Today it’s thought they reached the coast of South America and back. How else to account for the sweet potato – a staple in the Polynesian diet but native to the Americas?

  Cook and his men felt that they had also been to the ends of the earth. And they decided it was an occasion worth commemorating. On the first voyage, the crew of the Endeavour had been fascinated by the Polynesian tradition of tattooing. When the Resolution dropped anchor on Tahiti later in the second voyage, they got themselves a star tattoo. They were marking themselves as members of an exclusive group – a brotherhood of men who had seen and done things together that no other could understand. It was an expression of their camaraderie and evidence of their shared experience.
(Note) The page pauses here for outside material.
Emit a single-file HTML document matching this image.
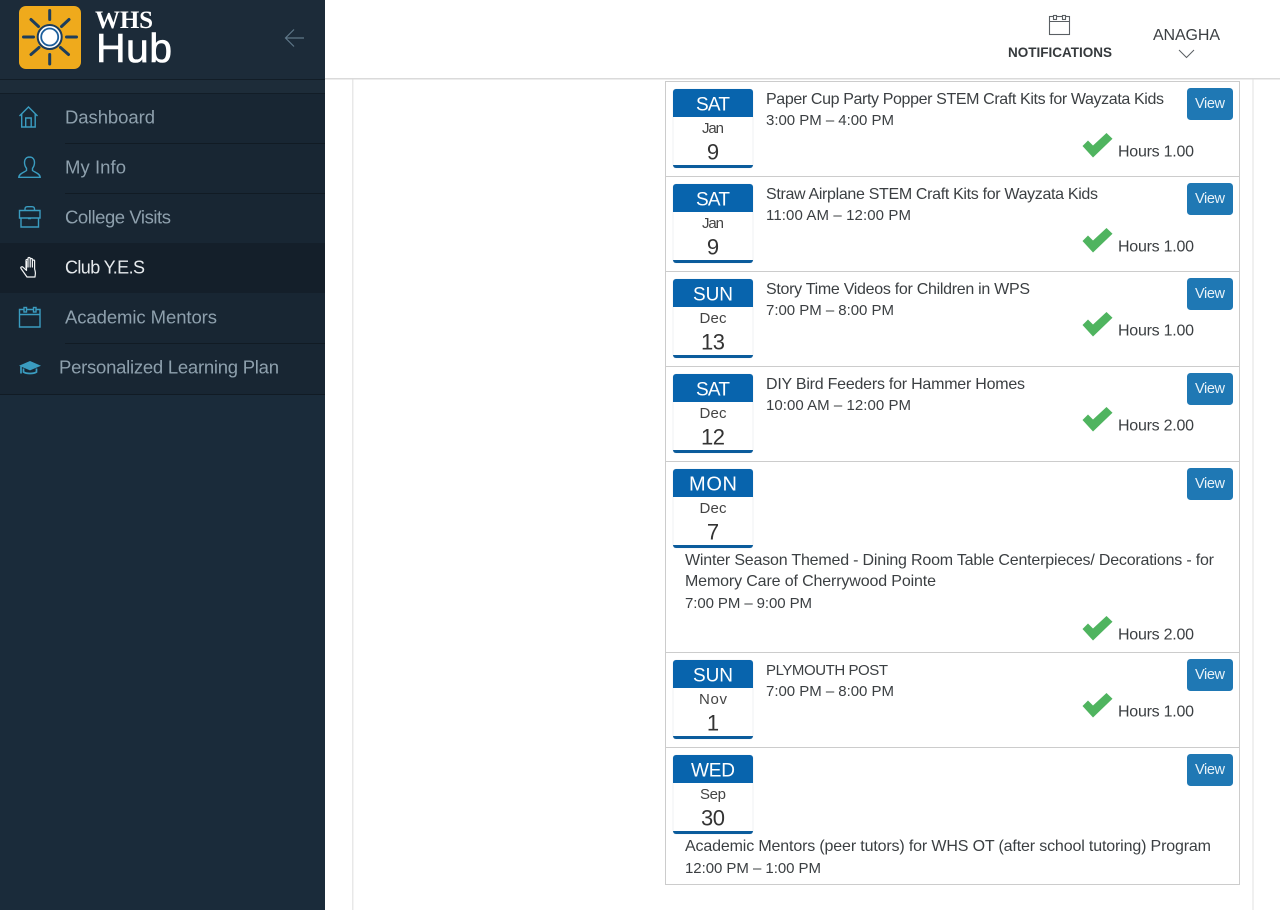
<!DOCTYPE html>
<html><head><meta charset="utf-8"><title>WHS Hub</title>
<style>
html,body{margin:0;padding:0;background:#fff;overflow:hidden}
svg{display:block;font-family:"Liberation Sans",sans-serif}
.t{font-size:16px;fill:#3b3f42}
.h{font-size:15px;fill:#3b3f42}
.n{font-size:18.500px;fill:#8ea0ad}
.d{font-size:19px;fill:#fff;text-anchor:middle}
.m{font-size:15px;fill:#444;text-anchor:middle}
.y{font-size:22px;fill:#333;text-anchor:middle}
.v{font-size:14.500px;fill:#e8f2f8;text-anchor:middle}
</style></head><body>
<svg width="1280" height="910" viewBox="0 0 1280 910" xmlns="http://www.w3.org/2000/svg">
<defs>
<g id="date"><rect x="673" y="89" width="80" height="79" rx="3" fill="#fff" stroke="#e4e8ec" stroke-width="0.6"/><path d="M673 117V92a3 3 0 0 1 3-3h74a3 3 0 0 1 3 3v25z" fill="#0864ad"/><path d="M673 165h80v0a3 3 0 0 1-3 3h-74a3 3 0 0 1-3-3z" fill="#0b5c9c"/></g>
<g id="btn"><rect x="1187" y="88" width="46" height="32" rx="3.500" fill="#1f78b4"/></g>
<path id="chk" d="M1082.500 146l5.500-5.500 5 5 13.500-12.500 6 5.800-19.500 18.700z" fill="#4fb45f"/>
</defs>

<rect width="1280" height="910" fill="#fff"/>
<rect x="352" y="78" width="1.500" height="832" fill="#e8e8e8"/>
<rect x="1252.500" y="78" width="1" height="832" fill="#e2e2e2"/>
<rect x="665.500" y="81.500" width="574" height="803" fill="#fff" stroke="#cccccc"/>
<g fill="#cccccc"><rect x="666" y="176" width="573" height="1"/><rect x="666" y="271" width="573" height="1"/><rect x="666" y="366" width="573" height="1"/><rect x="666" y="461" width="573" height="1"/><rect x="666" y="652" width="573" height="1"/><rect x="666" y="747" width="573" height="1"/></g>

<!-- top bar -->
<rect x="325" width="955" height="79" fill="#fff"/>
<rect x="325" y="78" width="955" height="1.500" fill="#dadada"/>
<g fill="none" stroke="#5a5f63" stroke-width="1.100"><rect x="1049.500" y="16.500" width="20" height="18"/><path d="M1049.500 21.500h20"/><rect x="1053.500" y="15.500" width="3" height="4" fill="#fff"/><rect x="1062.500" y="15.500" width="3" height="4" fill="#fff"/></g>
<text x="1008" y="57" font-size="13.500" font-weight="bold" fill="#35393c" textLength="104">NOTIFICATIONS</text>
<text x="1153" y="40" font-size="16" fill="#3c4043" textLength="67">ANAGHA</text>
<path d="M1179 50l7.500 7.500 7.500-7.500" fill="none" stroke="#5a5f63" stroke-width="1"/>

<!-- sidebar -->
<rect width="325" height="910" fill="#1a2b3a"/>
<rect width="325" height="79" fill="#1c2b39"/>
<rect y="79" width="325" height="1" fill="#121d27"/>
<rect y="80" width="325" height="13" fill="#1d2c39"/>
<rect y="93" width="325" height="301" fill="#182633"/>
<rect y="93" width="325" height="1" fill="#121d27"/>
<rect y="243" width="325" height="50" fill="#141f2a"/>
<rect y="394" width="325" height="1" fill="#111b24"/>
<g fill="#111b24"><rect x="65" y="143" width="260" height="1"/><rect x="65" y="193" width="260" height="1"/><rect x="65" y="343" width="260" height="1"/></g>

<!-- logo -->
<rect x="19" y="6" width="62" height="63" rx="7" fill="#efaa1c"/>
<g stroke="#1d3d5c" stroke-width="3" stroke-linecap="round" fill="none">
<path d="M49.700 10.500v9M49.700 54.500v9.500M23.500 37h10M66.500 37h10M31 19.500l7.500 7M69 19.500l-7.500 7M39 47.500l-8 7M60.500 47.500l8 7"/>
</g>
<circle cx="49.700" cy="37" r="12" fill="#fff" stroke="#1d3d5c" stroke-width="2"/>
<circle cx="49.700" cy="37" r="8.500" fill="#fff" stroke="#1d5f9c" stroke-width="1.800"/>
<circle cx="49.700" cy="37" r="6" fill="#fff"/>
<text x="95" y="28" font-family="'Liberation Serif',serif" font-weight="bold" font-size="25" fill="#fff" textLength="58">WHS</text>
<text x="96" y="62" font-size="41" fill="#fff" stroke="#fff" stroke-width="0.600" textLength="76">Hub</text>
<path d="M304 38h-18M294 29.500l-8.500 8.500 8.500 8.500" fill="none" stroke="#5f7889" stroke-width="1.200"/>

<!-- nav icons -->
<g fill="none" stroke="#3a9cc0" stroke-width="1.400">
<path d="M19.500 116l9-9 9 9M21.700 114v13h13.500v-13M25.700 127v-9h5.500v9"/>
<path d="M29.500 157c-3.200 0-5 2.300-5 5.500 0 2.700 1 4.500 2 5.800v2.200c-2 1.700-7.500 3-7.700 6.800h21.400c-.2-3.800-5.700-5.100-7.700-6.800v-2.200c1-1.300 2-3.100 2-5.800 0-3.200-1.800-5.500-5-5.500z"/>
<path d="M19.500 210.500h20.500v7.500H19.500zM21 218v9h17.500v-9M25 210.500v-1.500c0-1.500 1-2.300 2.500-2.300h4.500c1.500 0 2.500.8 2.500 2.300v1.500M28 218.500h3"/>
<path d="M19.500 309.500h20.500v17.500H19.500zM19.500 314.500h20.500"/>
<rect x="24" y="307.500" width="2.500" height="4.500" fill="#182633"/>
<rect x="33.500" y="307.500" width="2.500" height="4.500" fill="#182633"/>
</g>
<path d="M19 365.700l11-4.700 11 4.700-11 4.700z" fill="#3a9cc0"/>
<path d="M23.500 368.500v3.500c3 2 10 2 13 0v-3.500M21 366.500v7" fill="none" stroke="#3a9cc0" stroke-width="1.700"/>
<g fill="none" stroke="#f2f4f5" stroke-width="1.200" stroke-linecap="round" stroke-linejoin="round"><path d="M26 268v-7.500c0-1.300 2-1.300 2 0M28 267v-8.500c0-1.300 2.200-1.300 2.200 0v8.500M30.200 259.500c0-1.300 2.200-1.300 2.200 0V267M32.400 261c0-1.300 2.200-1.300 2.200 0v7.500c0 1.500 1 3 .8 5l-.4 3.500h-8l-6-8.500c-.8-1.400 1-2.300 2-1.300l3.500 3.300v-9"/></g>

<!-- nav text -->
<text class="n" x="65" y="123.500" textLength="90">Dashboard</text>
<text class="n" x="65" y="173.500" textLength="61">My Info</text>
<text class="n" x="65" y="223.500" textLength="106">College Visits</text>
<text class="n" x="65" y="273.500" textLength="80" style="fill:#e6eaed;font-size:18px">Club Y.E.S</text>
<text class="n" x="65" y="323.500" textLength="152">Academic Mentors</text>
<text class="n" x="59" y="373.500" textLength="220">Personalized Learning Plan</text>

<!-- row 1 -->
<use href="#date"/><use href="#btn"/><use href="#chk"/>
<text class="d" x="713" y="110.500" textLength="34">SAT</text><text class="m" x="713" y="133" textLength="22">Jan</text><text class="y" x="713" y="159.500">9</text>
<text class="v" x="1210" y="108" textLength="30">View</text>
<text class="t" x="766" y="104" textLength="398">Paper Cup Party Popper STEM Craft Kits for Wayzata Kids</text>
<text class="h" x="766" y="125" textLength="128">3:00 PM – 4:00 PM</text>
<text class="t" x="1118" y="156.500" textLength="76">Hours 1.00</text>

<!-- row 2 -->
<use href="#date" y="95"/><use href="#btn" y="95"/><use href="#chk" y="95"/>
<text class="d" x="713" y="205.500" textLength="34">SAT</text><text class="m" x="713" y="228" textLength="22">Jan</text><text class="y" x="713" y="254.500">9</text>
<text class="v" x="1210" y="203" textLength="30">View</text>
<text class="t" x="766" y="199" textLength="332">Straw Airplane STEM Craft Kits for Wayzata Kids</text>
<text class="h" x="766" y="220" textLength="145">11:00 AM – 12:00 PM</text>
<text class="t" x="1118" y="251.500" textLength="76">Hours 1.00</text>

<!-- row 3 -->
<use href="#date" y="190"/><use href="#btn" y="190"/><use href="#chk" y="179"/>
<text class="d" x="713" y="300.500" textLength="40">SUN</text><text class="m" x="713" y="323" textLength="27">Dec</text><text class="y" x="713" y="349.500" textLength="24">13</text>
<text class="v" x="1210" y="298" textLength="30">View</text>
<text class="t" x="766" y="294" textLength="264">Story Time Videos for Children in WPS</text>
<text class="h" x="766" y="315" textLength="128">7:00 PM – 8:00 PM</text>
<text class="t" x="1118" y="335.500" textLength="76">Hours 1.00</text>

<!-- row 4 -->
<use href="#date" y="285"/><use href="#btn" y="285"/><use href="#chk" y="274"/>
<text class="d" x="713" y="395.500" textLength="34">SAT</text><text class="m" x="713" y="418" textLength="27">Dec</text><text class="y" x="713" y="444.500" textLength="24">12</text>
<text class="v" x="1210" y="393" textLength="30">View</text>
<text class="t" x="766" y="389" textLength="259">DIY Bird Feeders for Hammer Homes</text>
<text class="h" x="766" y="410" textLength="145">10:00 AM – 12:00 PM</text>
<text class="t" x="1118" y="430.500" textLength="76">Hours 2.00</text>

<!-- row 5 -->
<use href="#date" y="380"/><use href="#btn" y="380"/><use href="#chk" y="483"/>
<text class="d" x="713" y="490.500" textLength="48" style="font-size:20px">MON</text><text class="m" x="713" y="513" textLength="27">Dec</text><text class="y" x="713" y="539.500">7</text>
<text class="v" x="1210" y="488" textLength="30">View</text>
<text class="t" x="685" y="565" textLength="529">Winter Season Themed - Dining Room Table Centerpieces/ Decorations - for</text>
<text class="t" x="685" y="586" textLength="251">Memory Care of Cherrywood Pointe</text>
<text class="h" x="685" y="608" textLength="127">7:00 PM – 9:00 PM</text>
<text class="t" x="1118" y="639.500" textLength="76">Hours 2.00</text>

<!-- row 6 -->
<use href="#date" y="571"/><use href="#btn" y="571"/><use href="#chk" y="560"/>
<text class="d" x="713" y="681.500" textLength="40">SUN</text><text class="m" x="713" y="704" textLength="28">Nov</text><text class="y" x="713" y="730.500">1</text>
<text class="v" x="1210" y="679" textLength="30">View</text>
<text class="h" x="766" y="675" textLength="122">PLYMOUTH POST</text>
<text class="h" x="766" y="696" textLength="128">7:00 PM – 8:00 PM</text>
<text class="t" x="1118" y="716.500" textLength="76">Hours 1.00</text>

<!-- row 7 -->
<use href="#date" y="666"/><use href="#btn" y="666"/>
<text class="d" x="713" y="776.500" textLength="44">WED</text><text class="m" x="713" y="799" textLength="26">Sep</text><text class="y" x="713" y="825.500" textLength="24">30</text>
<text class="v" x="1210" y="774" textLength="30">View</text>
<text class="t" x="685" y="851" textLength="526">Academic Mentors (peer tutors) for WHS OT (after school tutoring) Program</text>
<text class="h" x="685" y="873" textLength="136">12:00 PM – 1:00 PM</text>
</svg>
</body></html>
  JOHN ROBSON, Map Librarian, University of Waikato

  If your daughter brought one of Cook’s crew home to meet the family, you’d probably have been appalled. They were not necessarily the cream of the crop of English or even European manhood. They were young men, most of whom were not particularly well educated, who had been cooped up in a cold and wet ship for months at a time. But Cook did manage to win his crew’s trust. They saw him as a man who had risen from the ranks, so if he sent them up the mast to do something, they knew he himself had done it at one time. He knew it was a frightening experience. He would have built up a lot of trust that way.

  As one midshipman wrote at the end of the voyage:

  I will here do them the justice to say that no men could behave better, under every circumstance than they did, the same must be said of the officers; and I will add that I believe there never was a ship, where for so long a period, under such circumstances, more happiness, order and obedience was enjoyed.

  As captain, Cook must be credited – in part, at least – with establishing an environment on board in which happiness and order reigned.